## INSTRUCTIONS TO FOLLOW
Find and copy every line in the records that includes the string "this".

## INPUT DATA
** START **

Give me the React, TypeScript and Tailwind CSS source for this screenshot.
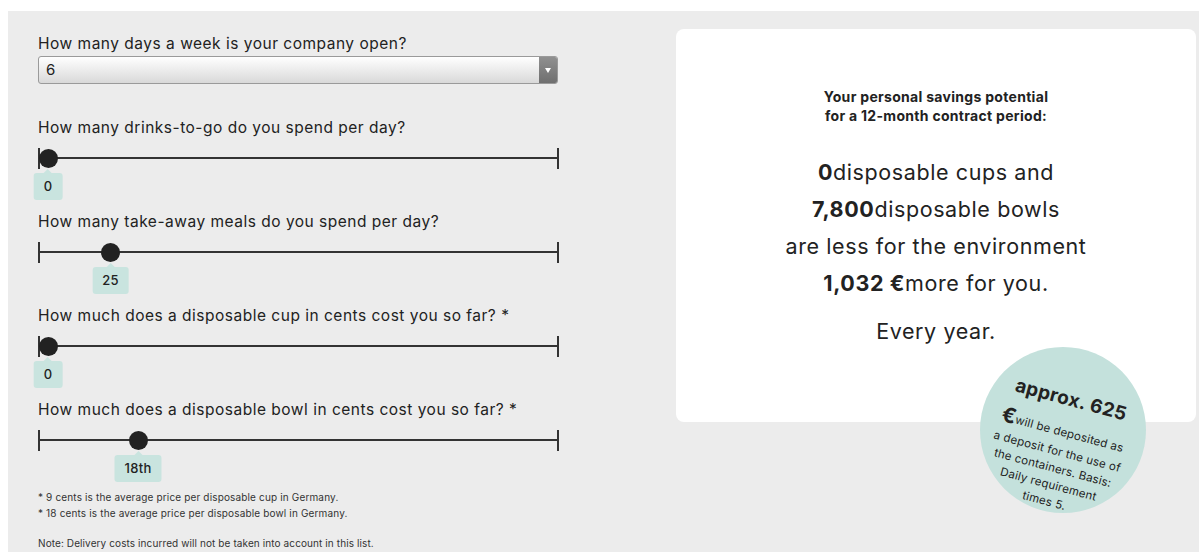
import React from "react";

const FONT = { fontFamily: "Inter, 'Noto Sans', sans-serif" };

type SliderProps = {
  question: string;
  value: number;
  max: number;
  label: string;
};

// Horizontal range slider with end ticks and a value bubble below the thumb
function RangeRow({ question, value, max, label }: SliderProps) {
  const pos = 10 + (value / max) * 500;
  return (
    <div className="flex flex-col">
      <div className="h-[20px] whitespace-nowrap text-[15.5px] leading-[20px] tracking-[0.5px] text-[#222]">
        {question}
      </div>
      <div className="relative mt-[10px] h-[21px] w-[521px]">
        <div className="absolute left-0 top-[9px] h-[2px] w-full bg-[#333]" />
        <div className="absolute left-0 top-0 h-[21px] w-[2px] bg-[#333]" />
        <div className="absolute right-0 top-0 h-[21px] w-[2px] bg-[#333]" />
        <div
          className="absolute top-[1px] h-[19px] w-[19px] rounded-full bg-[#222]"
          style={{ left: pos - 9.5 }}
        />
      </div>
      <div className="relative mt-[4px] h-[27px] w-[521px]">
        <div
          className="absolute top-0 flex h-[27px] -translate-x-1/2 items-center justify-center rounded-[3px] bg-[#c9e4df] px-[10px] text-[13px] font-medium tracking-[0.3px] text-[#222]"
          style={{ left: pos }}
        >
          <span className="absolute -top-[4px] left-1/2 h-0 w-0 -translate-x-1/2 border-x-[4px] border-b-[4px] border-x-transparent border-b-[#c9e4df]" />
          {label}
        </div>
      </div>
    </div>
  );
}

export default function App() {
  return (
    <div className="min-h-[552px] bg-white pl-[8px] pt-[11px]" style={FONT}>
      <div className="flex min-h-[541px] items-start bg-[#ececec] pl-[30px]">
        {/* Calculator inputs */}
        <div className="flex w-[521px] flex-col pt-[23px]">
          <div className="h-[20px] whitespace-nowrap text-[15.5px] leading-[20px] tracking-[0.5px] text-[#222]">
            How many days a week is your company open?
          </div>
          <div className="mt-[2px] flex h-[28px] w-[520px] overflow-hidden rounded-[3px] border border-[#9a9a9a] bg-gradient-to-b from-white to-[#d9d9d9]">
            <div className="flex flex-1 items-center pl-[7px] text-[15px] text-[#222]">6</div>
            <div className="flex w-[18px] items-center justify-center bg-gradient-to-b from-[#909090] to-[#6f6f6f]">
              <span className="h-0 w-0 border-x-[3px] border-t-[5px] border-x-transparent border-t-white" />
            </div>
          </div>

          <div className="mt-[34px] flex flex-col gap-[12px]">
            <RangeRow question="How many drinks-to-go do you spend per day?" value={0} max={100} label="0" />
            <RangeRow question="How many take-away meals do you spend per day?" value={25} max={200} label="25" />
            <RangeRow question="How much does a disposable cup in cents cost you so far? *" value={0} max={100} label="0" />
            <RangeRow question="How much does a disposable bowl in cents cost you so far? *" value={18} max={100} label="18th" />
          </div>

          <div className="mt-[7px] whitespace-nowrap text-[10px] leading-[16px] tracking-[0.15px] text-[#333]">
            <div>* 9 cents is the average price per disposable cup in Germany.</div>
            <div>* 18 cents is the average price per disposable bowl in Germany.</div>
          </div>
          <div className="mt-[14px] whitespace-nowrap text-[10px] leading-[16px] tracking-[0.1px] text-[#333]">
            Note: Delivery costs incurred will not be taken into account in this list.
          </div>
        </div>

        {/* Savings result card */}
        <div className="relative ml-[117px] mt-[18px] h-[393px] w-[520px] rounded-[8px] bg-white">
          <div className="flex flex-col items-center pt-[58px] text-center text-[#222]">
            <div className="text-[14px] font-bold leading-[19px] tracking-[0.3px]">
              Your personal savings potential
              <br />
              for a 12-month contract period:
            </div>
            <div className="mt-[29px] text-[21.5px] leading-[37px] tracking-[0.6px]">
              <div>
                <b className="font-bold">0</b>disposable cups and
              </div>
              <div>
                <b className="font-bold">7,800</b>disposable bowls
              </div>
              <div>are less for the environment</div>
              <div>
                <b className="font-bold">1,032 €</b>more for you.
              </div>
            </div>
            <div className="mt-[11px] text-[21.5px] leading-[37px] tracking-[0.6px]">Every year.</div>
          </div>

          {/* Deposit badge */}
          <div className="absolute left-[304px] top-[318px] h-[166px] w-[166px] rounded-full bg-[#c4e1dc]">
            <div className="flex h-[166px] w-[166px] rotate-[15deg] flex-col items-center pt-[41px] text-center text-[#222]">
              <div className="whitespace-nowrap text-[19px] font-bold leading-[22px] tracking-[0.3px]">approx. 625</div>
              <div className="mt-[10px] flex h-[20px] items-end whitespace-nowrap">
                <span className="text-[21px] font-bold leading-[20px]">€</span>
                <span className="text-[11.5px] leading-[16px] tracking-[0.2px]">will be deposited as</span>
              </div>
              <div className="mt-[4px] whitespace-nowrap text-[11.5px] leading-[17px] tracking-[0.2px]">a deposit for the use of</div>
              <div className="whitespace-nowrap text-[11.5px] leading-[17px] tracking-[0.2px]">the containers. Basis:</div>
              <div className="whitespace-nowrap text-[11.5px] leading-[17px] tracking-[0.2px]">Daily requirement</div>
              <div className="whitespace-nowrap text-[11.5px] leading-[17px] tracking-[0.2px]">times 5.</div>
            </div>
          </div>
        </div>
      </div>
    </div>
  );
}
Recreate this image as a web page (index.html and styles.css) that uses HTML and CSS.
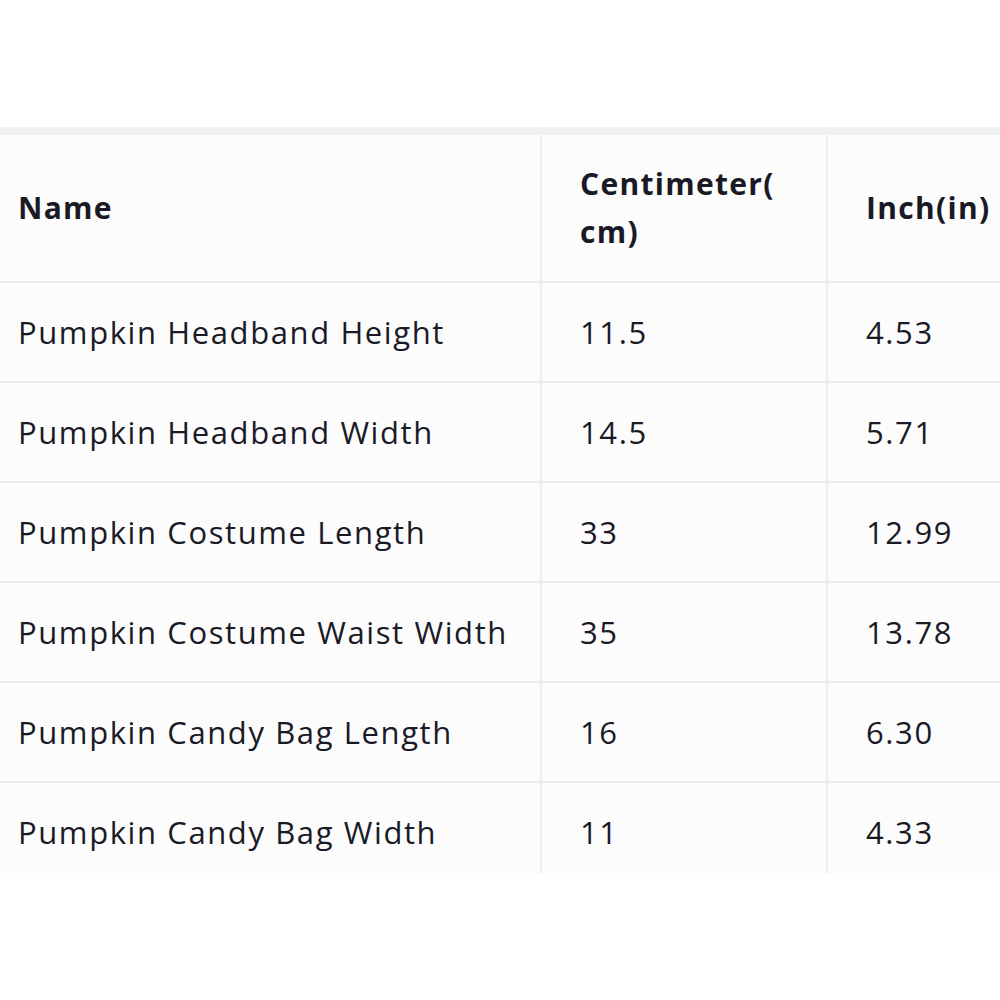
FILE: index.html
```html
<!DOCTYPE html>
<html>
<head>
<meta charset="utf-8">
<link rel="stylesheet" href="styles.css">
</head>
<body>
<div class="frame">
<table class="size-table">
  <colgroup>
    <col class="c1"><col class="c2"><col class="c3">
  </colgroup>
  <thead>
    <tr><th>Name</th><th class="wrap">Centimeter(<wbr>cm)</th><th>Inch(in)</th></tr>
  </thead>
  <tbody>
    <tr><td>Pumpkin Headband Height</td><td>11.5</td><td>4.53</td></tr>
    <tr><td>Pumpkin Headband Width</td><td>14.5</td><td>5.71</td></tr>
    <tr><td>Pumpkin Costume Length</td><td>33</td><td>12.99</td></tr>
    <tr><td>Pumpkin Costume Waist Width</td><td>35</td><td>13.78</td></tr>
    <tr><td>Pumpkin Candy Bag Length</td><td>16</td><td>6.30</td></tr>
    <tr><td>Pumpkin Candy Bag Width</td><td>11</td><td>4.33</td></tr>
  </tbody>
</table>
</div>
</body>
</html>
```
FILE: styles.css
```css
html, body {
  margin: 0;
  padding: 0;
  background: #ffffff;
}
body {
  padding-top: 127px;
  font-family: "Open Sans", "Noto Sans", sans-serif;
  color: #1a1a26;
}
.frame {
  width: 1000px;
  height: 746px;
  overflow: hidden;
  border-top: 8px solid #eef0f1;
  box-sizing: border-box;
}
.size-table {
  border-collapse: collapse;
  table-layout: fixed;
  width: 1140px;
  background: #fcfcfc;
}
.c1 { width: 541px; }
.c2 { width: 286px; }
.c3 { width: 313px; }
.size-table th,
.size-table td {
  font-size: 31px;
  letter-spacing: 1.6px;
  text-align: left;
  vertical-align: middle;
  padding: 0 40px 0 38px;
  border-left: 2px solid #ececec;
  border-top: 2px solid #ececec;
  line-height: 48px;
  white-space: nowrap;
}
.size-table th {
  height: 146px;
  border-top: none;
  font-weight: 700;
  font-size: 30px;
  letter-spacing: 1.3px;
}
.size-table td {
  height: 98px;
}
.size-table th:first-child,
.size-table td:first-child {
  border-left: none;
  padding-left: 18px;
}
.size-table .wrap {
  white-space: normal;
}
```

** END **

## EXERCISE RESPONSE
Give me the React, TypeScript and Tailwind CSS source for this screenshot.
            Note: Delivery costs incurred will not be taken into account in this list.
Recreate this image as a web page (index.html and styles.css) that uses HTML and CSS.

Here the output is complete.